PROBLEM:
Copy the data that follows, character for character, minus the pictures.

DATA SHOWN:
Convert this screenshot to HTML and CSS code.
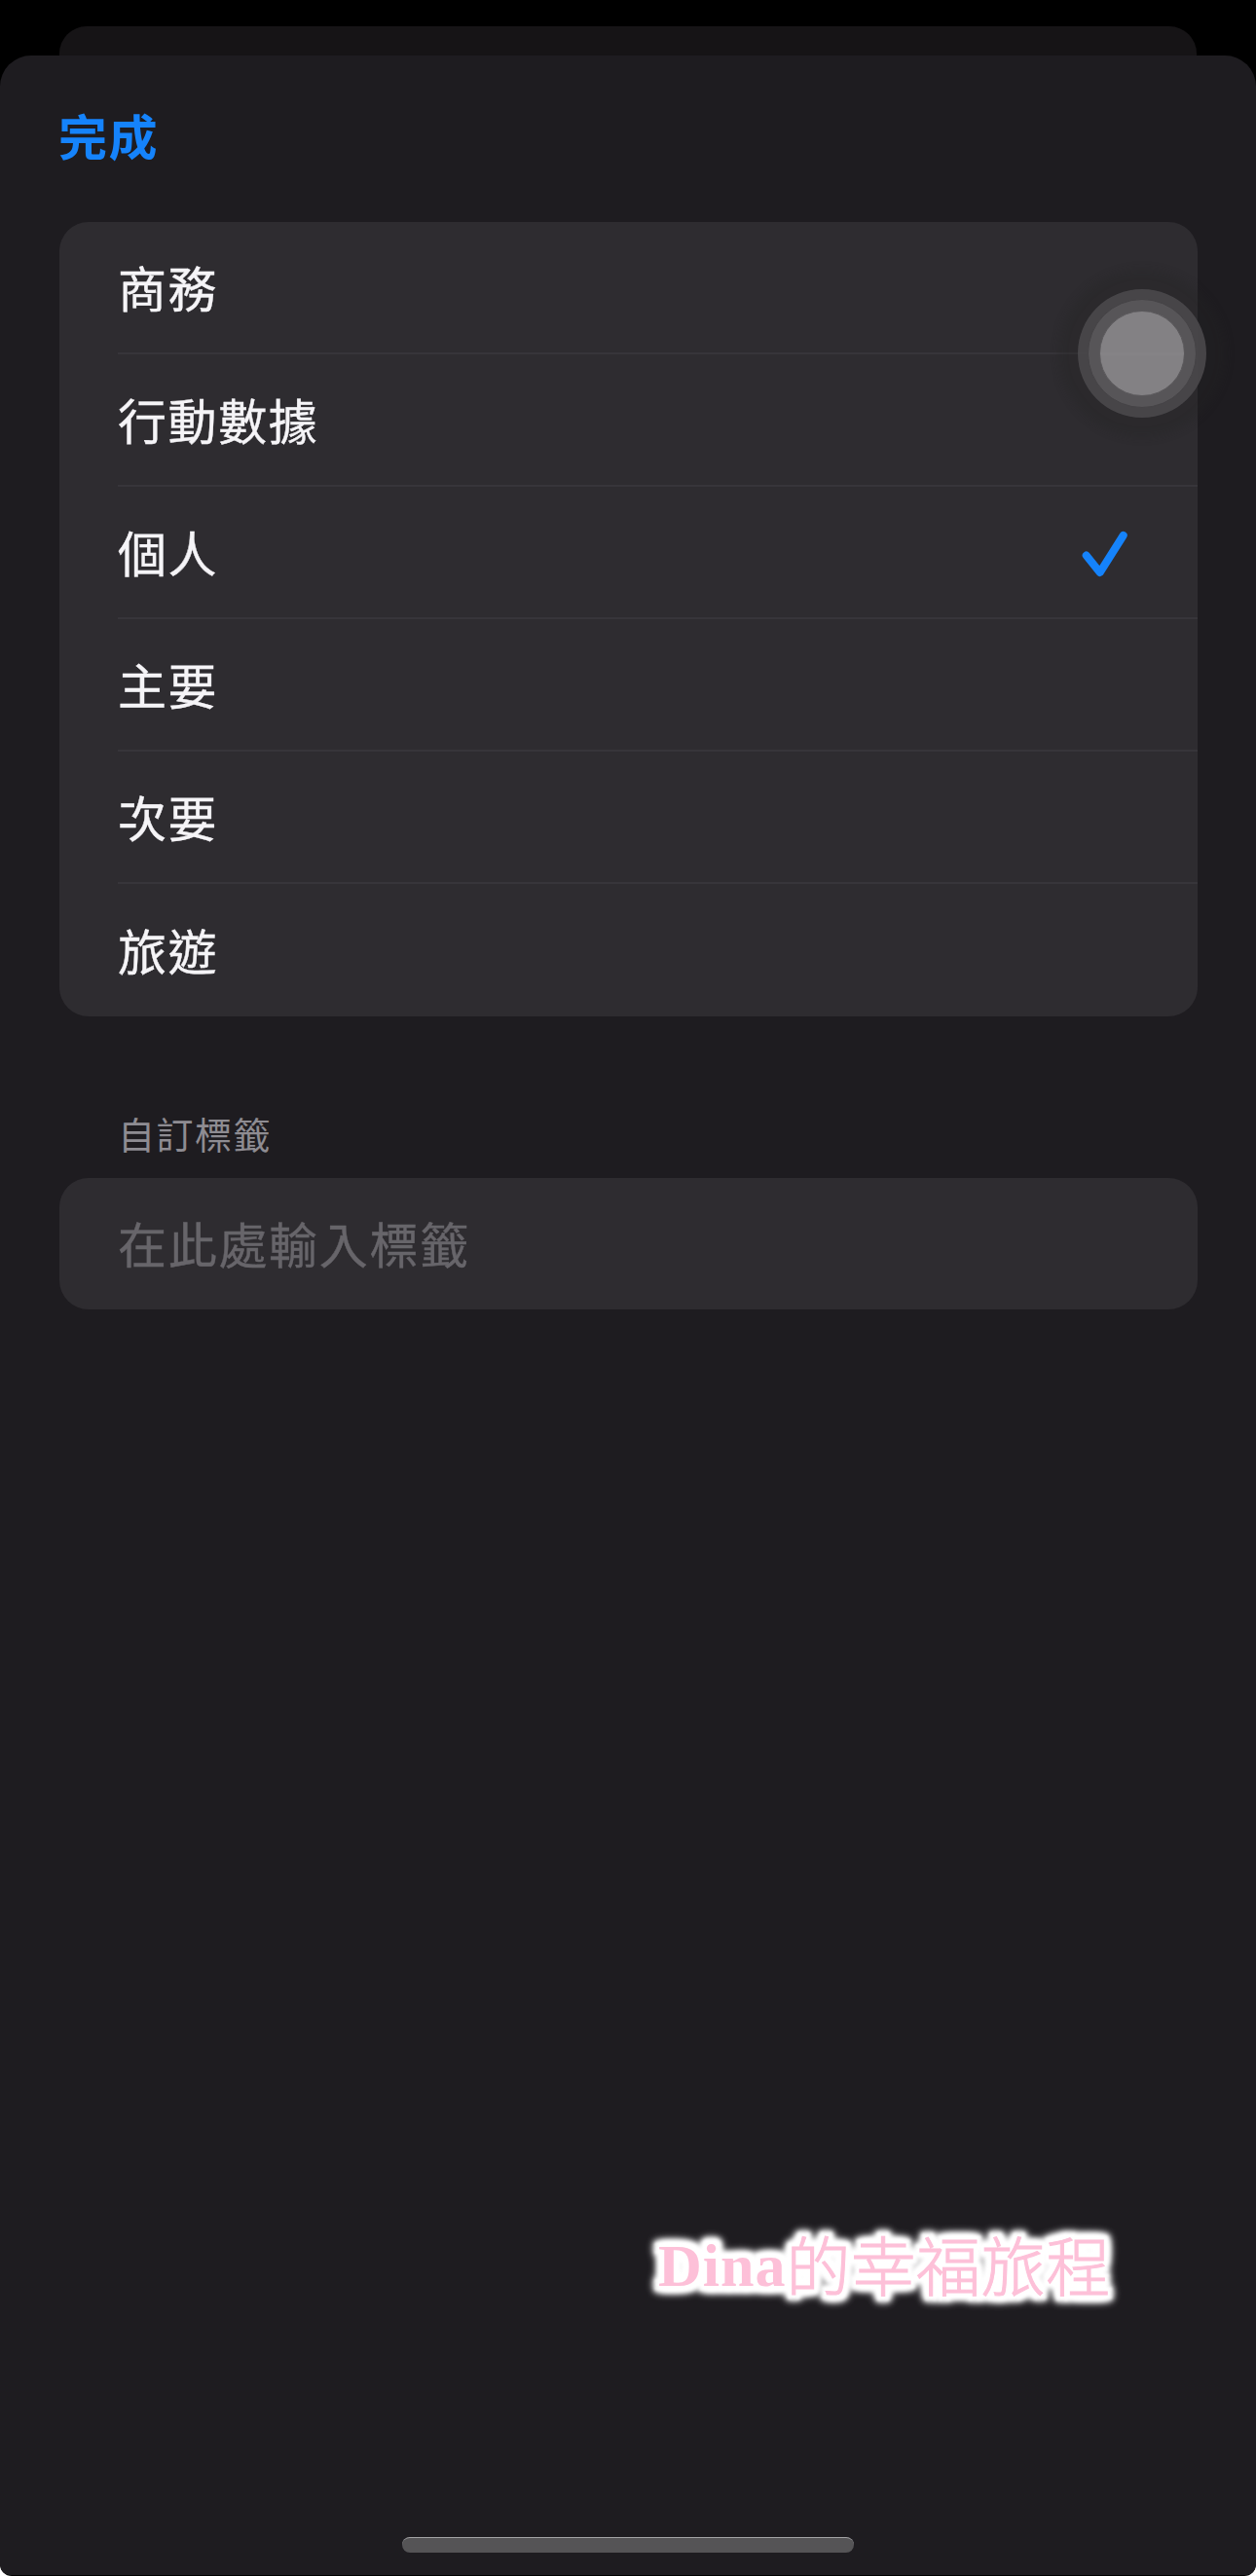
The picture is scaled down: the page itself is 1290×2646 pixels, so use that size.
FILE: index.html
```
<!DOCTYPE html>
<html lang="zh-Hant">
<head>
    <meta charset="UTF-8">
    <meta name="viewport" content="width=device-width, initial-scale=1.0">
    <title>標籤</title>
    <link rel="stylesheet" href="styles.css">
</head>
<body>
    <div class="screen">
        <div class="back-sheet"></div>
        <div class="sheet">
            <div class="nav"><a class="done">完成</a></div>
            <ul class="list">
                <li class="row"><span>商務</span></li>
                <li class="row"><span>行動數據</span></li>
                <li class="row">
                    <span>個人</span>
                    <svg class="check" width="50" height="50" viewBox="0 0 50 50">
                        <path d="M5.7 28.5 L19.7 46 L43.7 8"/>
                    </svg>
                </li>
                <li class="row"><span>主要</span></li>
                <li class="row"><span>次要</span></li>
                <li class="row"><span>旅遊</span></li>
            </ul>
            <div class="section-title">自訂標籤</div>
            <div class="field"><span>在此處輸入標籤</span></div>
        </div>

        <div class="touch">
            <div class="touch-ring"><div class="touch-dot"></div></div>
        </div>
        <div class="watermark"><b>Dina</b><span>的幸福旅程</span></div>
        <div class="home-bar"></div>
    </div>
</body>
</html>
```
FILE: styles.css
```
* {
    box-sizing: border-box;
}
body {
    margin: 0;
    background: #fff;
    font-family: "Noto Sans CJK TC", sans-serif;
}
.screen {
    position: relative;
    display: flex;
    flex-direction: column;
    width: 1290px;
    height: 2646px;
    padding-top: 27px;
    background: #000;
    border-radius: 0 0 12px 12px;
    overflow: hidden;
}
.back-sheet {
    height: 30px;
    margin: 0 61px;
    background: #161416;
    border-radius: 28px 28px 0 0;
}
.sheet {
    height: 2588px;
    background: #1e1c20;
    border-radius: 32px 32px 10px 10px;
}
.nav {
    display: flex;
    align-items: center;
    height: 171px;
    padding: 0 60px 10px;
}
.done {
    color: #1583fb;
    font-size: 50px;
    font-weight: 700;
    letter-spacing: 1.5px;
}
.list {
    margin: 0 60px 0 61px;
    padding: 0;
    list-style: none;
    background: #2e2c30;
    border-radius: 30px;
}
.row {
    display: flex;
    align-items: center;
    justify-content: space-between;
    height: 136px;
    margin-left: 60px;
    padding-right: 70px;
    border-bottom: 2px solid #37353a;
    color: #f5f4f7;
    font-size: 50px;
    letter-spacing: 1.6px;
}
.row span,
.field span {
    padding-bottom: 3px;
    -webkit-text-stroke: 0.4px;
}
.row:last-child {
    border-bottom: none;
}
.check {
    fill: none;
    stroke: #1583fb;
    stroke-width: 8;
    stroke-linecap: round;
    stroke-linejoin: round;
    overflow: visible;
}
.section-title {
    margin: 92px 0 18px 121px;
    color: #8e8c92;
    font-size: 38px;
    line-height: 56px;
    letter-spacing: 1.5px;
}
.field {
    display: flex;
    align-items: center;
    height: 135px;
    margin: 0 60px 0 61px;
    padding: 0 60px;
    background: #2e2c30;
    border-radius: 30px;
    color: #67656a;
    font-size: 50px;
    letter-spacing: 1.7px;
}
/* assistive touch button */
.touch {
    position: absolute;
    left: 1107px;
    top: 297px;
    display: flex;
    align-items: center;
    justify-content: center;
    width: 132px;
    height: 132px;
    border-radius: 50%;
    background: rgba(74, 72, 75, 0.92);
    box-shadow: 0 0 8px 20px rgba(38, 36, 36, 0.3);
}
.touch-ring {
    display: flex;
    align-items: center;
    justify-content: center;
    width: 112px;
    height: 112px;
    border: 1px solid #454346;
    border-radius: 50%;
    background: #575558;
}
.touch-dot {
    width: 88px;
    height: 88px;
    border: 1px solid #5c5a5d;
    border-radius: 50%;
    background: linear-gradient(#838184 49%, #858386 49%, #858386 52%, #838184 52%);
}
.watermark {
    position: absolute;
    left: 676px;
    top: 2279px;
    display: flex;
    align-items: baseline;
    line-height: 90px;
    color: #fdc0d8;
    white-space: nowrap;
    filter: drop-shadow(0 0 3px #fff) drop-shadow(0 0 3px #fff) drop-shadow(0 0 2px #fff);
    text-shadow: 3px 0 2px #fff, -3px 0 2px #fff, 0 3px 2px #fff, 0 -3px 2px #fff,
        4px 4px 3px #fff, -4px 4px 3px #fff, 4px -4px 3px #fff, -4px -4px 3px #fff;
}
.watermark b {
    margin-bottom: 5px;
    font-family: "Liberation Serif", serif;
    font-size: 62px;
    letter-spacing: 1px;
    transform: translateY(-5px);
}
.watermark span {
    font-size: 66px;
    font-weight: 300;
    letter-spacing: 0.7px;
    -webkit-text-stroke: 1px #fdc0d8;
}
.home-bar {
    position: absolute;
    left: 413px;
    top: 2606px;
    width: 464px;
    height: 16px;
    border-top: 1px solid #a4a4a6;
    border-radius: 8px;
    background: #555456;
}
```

WORKED ANSWER:
Convert this screenshot to HTML and CSS code.
The picture is scaled down: the page itself is 1290×2646 pixels, so use that size.
FILE: index.html
```
<!DOCTYPE html>
<html lang="zh-Hant">
<head>
    <meta charset="UTF-8">
    <meta name="viewport" content="width=device-width, initial-scale=1.0">
    <title>標籤</title>
    <link rel="stylesheet" href="styles.css">
</head>
<body>
    <div class="screen">
        <div class="back-sheet"></div>
        <div class="sheet">
            <div class="nav"><a class="done">完成</a></div>
            <ul class="list">
                <li class="row"><span>商務</span></li>
                <li class="row"><span>行動數據</span></li>
                <li class="row">
                    <span>個人</span>
                    <svg class="check" width="50" height="50" viewBox="0 0 50 50">
                        <path d="M5.7 28.5 L19.7 46 L43.7 8"/>
                    </svg>
                </li>
                <li class="row"><span>主要</span></li>
                <li class="row"><span>次要</span></li>
                <li class="row"><span>旅遊</span></li>
            </ul>
            <div class="section-title">自訂標籤</div>
            <div class="field"><span>在此處輸入標籤</span></div>
        </div>

        <div class="touch">
            <div class="touch-ring"><div class="touch-dot"></div></div>
        </div>
        <div class="watermark"><b>Dina</b><span>的幸福旅程</span></div>
        <div class="home-bar"></div>
    </div>
</body>
</html>
```
FILE: styles.css
```
* {
    box-sizing: border-box;
}
body {
    margin: 0;
    background: #fff;
    font-family: "Noto Sans CJK TC", sans-serif;
}
.screen {
    position: relative;
    display: flex;
    flex-direction: column;
    width: 1290px;
    height: 2646px;
    padding-top: 27px;
    background: #000;
    border-radius: 0 0 12px 12px;
    overflow: hidden;
}
.back-sheet {
    height: 30px;
    margin: 0 61px;
    background: #161416;
    border-radius: 28px 28px 0 0;
}
.sheet {
    height: 2588px;
    background: #1e1c20;
    border-radius: 32px 32px 10px 10px;
}
.nav {
    display: flex;
    align-items: center;
    height: 171px;
    padding: 0 60px 10px;
}
.done {
    color: #1583fb;
    font-size: 50px;
    font-weight: 700;
    letter-spacing: 1.5px;
}
.list {
    margin: 0 60px 0 61px;
    padding: 0;
    list-style: none;
    background: #2e2c30;
    border-radius: 30px;
}
.row {
    display: flex;
    align-items: center;
    justify-content: space-between;
    height: 136px;
    margin-left: 60px;
    padding-right: 70px;
    border-bottom: 2px solid #37353a;
    color: #f5f4f7;
    font-size: 50px;
    letter-spacing: 1.6px;
}
.row span,
.field span {
    padding-bottom: 3px;
    -webkit-text-stroke: 0.4px;
}
.row:last-child {
    border-bottom: none;
}
.check {
    fill: none;
    stroke: #1583fb;
    stroke-width: 8;
    stroke-linecap: round;
    stroke-linejoin: round;
    overflow: visible;
}
.section-title {
    margin: 92px 0 18px 121px;
    color: #8e8c92;
    font-size: 38px;
    line-height: 56px;
    letter-spacing: 1.5px;
}
.field {
    display: flex;
    align-items: center;
    height: 135px;
    margin: 0 60px 0 61px;
    padding: 0 60px;
    background: #2e2c30;
    border-radius: 30px;
    color: #67656a;
    font-size: 50px;
    letter-spacing: 1.7px;
}
/* assistive touch button */
.touch {
    position: absolute;
    left: 1107px;
    top: 297px;
    display: flex;
    align-items: center;
    justify-content: center;
    width: 132px;
    height: 132px;
    border-radius: 50%;
    background: rgba(74, 72, 75, 0.92);
    box-shadow: 0 0 8px 20px rgba(38, 36, 36, 0.3);
}
.touch-ring {
    display: flex;
    align-items: center;
    justify-content: center;
    width: 112px;
    height: 112px;
    border: 1px solid #454346;
    border-radius: 50%;
    background: #575558;
}
.touch-dot {
    width: 88px;
    height: 88px;
    border: 1px solid #5c5a5d;
    border-radius: 50%;
    background: linear-gradient(#838184 49%, #858386 49%, #858386 52%, #838184 52%);
}
.watermark {
    position: absolute;
    left: 676px;
    top: 2279px;
    display: flex;
    align-items: baseline;
    line-height: 90px;
    color: #fdc0d8;
    white-space: nowrap;
    filter: drop-shadow(0 0 3px #fff) drop-shadow(0 0 3px #fff) drop-shadow(0 0 2px #fff);
    text-shadow: 3px 0 2px #fff, -3px 0 2px #fff, 0 3px 2px #fff, 0 -3px 2px #fff,
        4px 4px 3px #fff, -4px 4px 3px #fff, 4px -4px 3px #fff, -4px -4px 3px #fff;
}
.watermark b {
    margin-bottom: 5px;
    font-family: "Liberation Serif", serif;
    font-size: 62px;
    letter-spacing: 1px;
    transform: translateY(-5px);
}
.watermark span {
    font-size: 66px;
    font-weight: 300;
    letter-spacing: 0.7px;
    -webkit-text-stroke: 1px #fdc0d8;
}
.home-bar {
    position: absolute;
    left: 413px;
    top: 2606px;
    width: 464px;
    height: 16px;
    border-top: 1px solid #a4a4a6;
    border-radius: 8px;
    background: #555456;
}
```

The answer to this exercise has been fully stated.